Use pay‑what‑you‑can thoughtfully. When an event suggests a donation, locals generally pay something if they’re able. It keeps small spaces afloat and signals appreciation for the work.
Talk to staff and artists. In Baltimore, the person taking your ticket might be the exhibitor at next month’s show. Quick conversations lead to better recommendations than any static guide.
Respect DIY and house spaces. If you’re invited to a show in a rowhouse or warehouse, treat it like someone’s living room: bring cash for donations, follow whatever quiet‑hours or no‑smoking norms are posted, and don’t share addresses publicly without permission.
Plan for transit home. Many events end after regular bus frequencies slow down. In Mount Vernon and Station North, cabs and app‑based rides are easy to hail; in more residential pockets, it pays to think ahead.
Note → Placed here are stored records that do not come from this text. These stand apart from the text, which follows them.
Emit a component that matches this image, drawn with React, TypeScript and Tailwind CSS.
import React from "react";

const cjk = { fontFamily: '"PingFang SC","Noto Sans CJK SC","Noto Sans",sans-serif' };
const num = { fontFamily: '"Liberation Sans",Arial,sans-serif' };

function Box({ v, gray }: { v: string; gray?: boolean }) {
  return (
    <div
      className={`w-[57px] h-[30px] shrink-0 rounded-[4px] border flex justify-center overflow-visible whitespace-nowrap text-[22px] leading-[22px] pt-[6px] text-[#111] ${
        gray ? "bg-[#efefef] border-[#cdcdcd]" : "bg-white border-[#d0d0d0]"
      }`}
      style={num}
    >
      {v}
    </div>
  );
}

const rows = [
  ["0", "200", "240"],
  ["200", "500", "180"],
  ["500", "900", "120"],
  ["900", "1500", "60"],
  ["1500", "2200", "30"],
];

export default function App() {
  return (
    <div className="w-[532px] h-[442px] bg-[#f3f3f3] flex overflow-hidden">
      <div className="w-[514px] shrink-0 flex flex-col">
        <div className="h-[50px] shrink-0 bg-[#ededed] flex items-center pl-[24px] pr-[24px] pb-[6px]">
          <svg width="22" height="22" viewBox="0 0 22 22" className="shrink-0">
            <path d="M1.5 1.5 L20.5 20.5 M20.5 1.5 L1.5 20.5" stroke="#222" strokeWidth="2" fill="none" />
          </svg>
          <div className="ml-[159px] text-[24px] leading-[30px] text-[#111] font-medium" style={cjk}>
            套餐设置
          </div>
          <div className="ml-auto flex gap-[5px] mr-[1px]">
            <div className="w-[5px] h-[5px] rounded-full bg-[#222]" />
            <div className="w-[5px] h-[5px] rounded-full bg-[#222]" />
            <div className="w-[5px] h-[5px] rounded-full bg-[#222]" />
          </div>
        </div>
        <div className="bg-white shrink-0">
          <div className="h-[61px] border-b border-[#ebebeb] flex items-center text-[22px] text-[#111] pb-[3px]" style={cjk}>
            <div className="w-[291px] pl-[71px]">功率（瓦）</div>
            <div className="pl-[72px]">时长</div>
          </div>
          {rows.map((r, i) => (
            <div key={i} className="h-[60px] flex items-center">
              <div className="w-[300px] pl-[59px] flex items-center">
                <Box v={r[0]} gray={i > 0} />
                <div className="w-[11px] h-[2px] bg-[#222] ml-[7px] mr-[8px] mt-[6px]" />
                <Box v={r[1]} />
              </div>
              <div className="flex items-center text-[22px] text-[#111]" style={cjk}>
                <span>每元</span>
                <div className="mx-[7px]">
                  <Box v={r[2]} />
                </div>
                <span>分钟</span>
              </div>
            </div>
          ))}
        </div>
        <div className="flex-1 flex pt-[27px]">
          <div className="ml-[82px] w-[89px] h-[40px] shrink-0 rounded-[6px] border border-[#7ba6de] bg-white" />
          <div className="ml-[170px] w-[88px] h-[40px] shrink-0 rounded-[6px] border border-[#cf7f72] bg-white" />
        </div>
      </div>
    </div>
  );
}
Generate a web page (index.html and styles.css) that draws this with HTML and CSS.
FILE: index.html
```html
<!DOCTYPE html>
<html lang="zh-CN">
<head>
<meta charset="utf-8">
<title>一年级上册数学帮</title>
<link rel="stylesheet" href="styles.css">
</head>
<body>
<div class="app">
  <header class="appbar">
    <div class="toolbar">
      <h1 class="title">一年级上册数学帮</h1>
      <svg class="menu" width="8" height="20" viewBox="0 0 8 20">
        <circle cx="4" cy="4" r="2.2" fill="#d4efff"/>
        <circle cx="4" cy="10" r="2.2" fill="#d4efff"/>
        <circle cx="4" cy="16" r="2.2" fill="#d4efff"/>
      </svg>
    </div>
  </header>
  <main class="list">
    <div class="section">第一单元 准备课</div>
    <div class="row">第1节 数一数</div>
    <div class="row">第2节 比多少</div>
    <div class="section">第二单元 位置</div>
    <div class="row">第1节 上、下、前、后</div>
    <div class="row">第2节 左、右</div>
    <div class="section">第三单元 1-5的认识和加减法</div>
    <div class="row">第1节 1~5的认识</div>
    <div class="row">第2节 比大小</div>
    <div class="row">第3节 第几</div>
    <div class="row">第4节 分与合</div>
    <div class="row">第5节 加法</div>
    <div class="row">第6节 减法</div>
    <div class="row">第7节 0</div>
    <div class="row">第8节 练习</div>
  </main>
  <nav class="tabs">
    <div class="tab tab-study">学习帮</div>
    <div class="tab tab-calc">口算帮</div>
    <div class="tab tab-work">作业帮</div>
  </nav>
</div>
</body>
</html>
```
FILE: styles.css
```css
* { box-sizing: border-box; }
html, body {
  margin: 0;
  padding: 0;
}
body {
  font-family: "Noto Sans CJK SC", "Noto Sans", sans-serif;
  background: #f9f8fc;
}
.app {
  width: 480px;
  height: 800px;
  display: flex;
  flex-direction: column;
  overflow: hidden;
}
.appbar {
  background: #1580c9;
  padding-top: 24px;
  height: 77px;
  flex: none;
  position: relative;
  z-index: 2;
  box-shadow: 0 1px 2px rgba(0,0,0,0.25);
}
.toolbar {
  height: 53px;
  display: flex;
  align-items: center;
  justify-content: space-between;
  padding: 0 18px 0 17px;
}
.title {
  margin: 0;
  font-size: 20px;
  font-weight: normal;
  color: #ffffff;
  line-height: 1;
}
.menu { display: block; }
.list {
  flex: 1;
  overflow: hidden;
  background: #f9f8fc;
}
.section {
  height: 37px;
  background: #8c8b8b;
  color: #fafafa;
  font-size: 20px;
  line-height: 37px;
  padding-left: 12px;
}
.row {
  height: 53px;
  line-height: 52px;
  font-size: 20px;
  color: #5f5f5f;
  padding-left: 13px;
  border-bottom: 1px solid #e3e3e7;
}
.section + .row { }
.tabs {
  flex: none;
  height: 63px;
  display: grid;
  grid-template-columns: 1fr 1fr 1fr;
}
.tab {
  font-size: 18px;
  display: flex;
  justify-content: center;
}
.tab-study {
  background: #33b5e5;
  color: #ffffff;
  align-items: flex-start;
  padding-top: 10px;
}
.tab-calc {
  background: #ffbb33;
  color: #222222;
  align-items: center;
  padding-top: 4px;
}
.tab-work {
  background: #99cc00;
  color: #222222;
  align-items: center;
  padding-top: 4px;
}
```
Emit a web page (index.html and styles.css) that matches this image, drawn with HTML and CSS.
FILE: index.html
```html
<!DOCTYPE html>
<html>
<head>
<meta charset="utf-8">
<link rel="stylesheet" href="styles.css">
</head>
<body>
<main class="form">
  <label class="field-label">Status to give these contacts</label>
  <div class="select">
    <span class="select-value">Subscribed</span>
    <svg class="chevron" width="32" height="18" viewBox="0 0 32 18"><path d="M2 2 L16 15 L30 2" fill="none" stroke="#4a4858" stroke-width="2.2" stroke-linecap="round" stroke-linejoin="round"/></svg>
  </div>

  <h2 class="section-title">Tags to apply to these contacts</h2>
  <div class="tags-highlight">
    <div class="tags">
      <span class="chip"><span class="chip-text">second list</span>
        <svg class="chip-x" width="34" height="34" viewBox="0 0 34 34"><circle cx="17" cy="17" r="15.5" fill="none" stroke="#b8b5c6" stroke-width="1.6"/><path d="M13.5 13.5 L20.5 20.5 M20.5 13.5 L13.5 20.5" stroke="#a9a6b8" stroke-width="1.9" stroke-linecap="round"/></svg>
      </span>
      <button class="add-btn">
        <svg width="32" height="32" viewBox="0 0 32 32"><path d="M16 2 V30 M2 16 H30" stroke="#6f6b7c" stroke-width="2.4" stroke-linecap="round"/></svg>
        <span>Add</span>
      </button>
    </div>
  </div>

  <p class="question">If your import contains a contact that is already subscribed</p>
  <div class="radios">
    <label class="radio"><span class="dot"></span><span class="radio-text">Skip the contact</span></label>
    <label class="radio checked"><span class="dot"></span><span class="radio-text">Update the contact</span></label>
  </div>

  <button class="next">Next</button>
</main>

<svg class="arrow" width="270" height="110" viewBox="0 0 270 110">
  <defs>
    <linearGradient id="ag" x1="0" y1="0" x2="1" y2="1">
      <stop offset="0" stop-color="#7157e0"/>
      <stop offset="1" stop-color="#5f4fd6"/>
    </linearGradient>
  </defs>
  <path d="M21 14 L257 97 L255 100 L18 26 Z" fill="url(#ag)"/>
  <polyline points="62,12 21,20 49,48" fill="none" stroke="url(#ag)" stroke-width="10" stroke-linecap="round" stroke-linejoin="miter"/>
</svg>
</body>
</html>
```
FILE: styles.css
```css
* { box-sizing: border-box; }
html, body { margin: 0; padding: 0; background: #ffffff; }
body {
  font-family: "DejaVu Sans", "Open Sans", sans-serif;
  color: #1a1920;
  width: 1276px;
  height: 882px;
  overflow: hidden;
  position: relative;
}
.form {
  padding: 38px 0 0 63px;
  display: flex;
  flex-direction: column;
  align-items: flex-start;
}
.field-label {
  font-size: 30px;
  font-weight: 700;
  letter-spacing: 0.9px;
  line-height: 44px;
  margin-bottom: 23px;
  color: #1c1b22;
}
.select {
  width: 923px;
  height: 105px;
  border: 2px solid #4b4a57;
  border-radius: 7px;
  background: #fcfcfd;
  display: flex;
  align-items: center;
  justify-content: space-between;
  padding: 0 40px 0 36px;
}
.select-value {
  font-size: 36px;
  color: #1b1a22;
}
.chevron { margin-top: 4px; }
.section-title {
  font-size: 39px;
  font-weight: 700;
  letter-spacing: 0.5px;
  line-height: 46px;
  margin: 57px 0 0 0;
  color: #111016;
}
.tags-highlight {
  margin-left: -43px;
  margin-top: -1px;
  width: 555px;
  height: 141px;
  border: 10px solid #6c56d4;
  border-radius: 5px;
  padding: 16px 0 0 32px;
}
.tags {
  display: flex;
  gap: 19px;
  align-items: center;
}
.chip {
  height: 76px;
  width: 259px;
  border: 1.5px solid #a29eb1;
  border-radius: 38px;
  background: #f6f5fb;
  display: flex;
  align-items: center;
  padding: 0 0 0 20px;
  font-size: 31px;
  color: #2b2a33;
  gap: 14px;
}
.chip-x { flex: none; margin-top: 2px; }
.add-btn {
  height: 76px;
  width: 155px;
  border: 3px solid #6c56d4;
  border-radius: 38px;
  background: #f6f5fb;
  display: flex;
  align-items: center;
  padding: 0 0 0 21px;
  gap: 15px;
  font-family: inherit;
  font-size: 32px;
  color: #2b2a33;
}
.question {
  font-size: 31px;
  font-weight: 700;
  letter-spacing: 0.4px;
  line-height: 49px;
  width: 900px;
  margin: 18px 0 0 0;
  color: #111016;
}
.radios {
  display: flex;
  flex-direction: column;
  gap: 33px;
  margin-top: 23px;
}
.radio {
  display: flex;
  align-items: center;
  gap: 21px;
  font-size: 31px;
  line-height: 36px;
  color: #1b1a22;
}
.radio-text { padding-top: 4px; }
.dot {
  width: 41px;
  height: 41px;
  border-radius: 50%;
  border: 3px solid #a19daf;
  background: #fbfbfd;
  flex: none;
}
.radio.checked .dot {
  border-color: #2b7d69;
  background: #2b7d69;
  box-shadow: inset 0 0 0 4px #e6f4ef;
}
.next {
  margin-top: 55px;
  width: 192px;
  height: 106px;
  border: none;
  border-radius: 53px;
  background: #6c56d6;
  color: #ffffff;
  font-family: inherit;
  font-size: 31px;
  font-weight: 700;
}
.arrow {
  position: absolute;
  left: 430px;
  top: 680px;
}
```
Baltimore arts and entertainment are less about grand spectacles and more about constant, smaller‑scale experiences: a free recital in Mount Vernon, a mural you pass daily in Station North, an open mic on Eastern Avenue, a backyard show off Greenmount. The city’s creative life is woven into its neighborhoods, not set apart from them.
If you move through Baltimore with a little curiosity—glancing at flyers, stepping into open doors when you hear music, saying yes to a gallery invite from a friend—you’ll find that the arts aren’t a separate “scene” at all. They’re simply one of the most reliable ways the city introduces itself.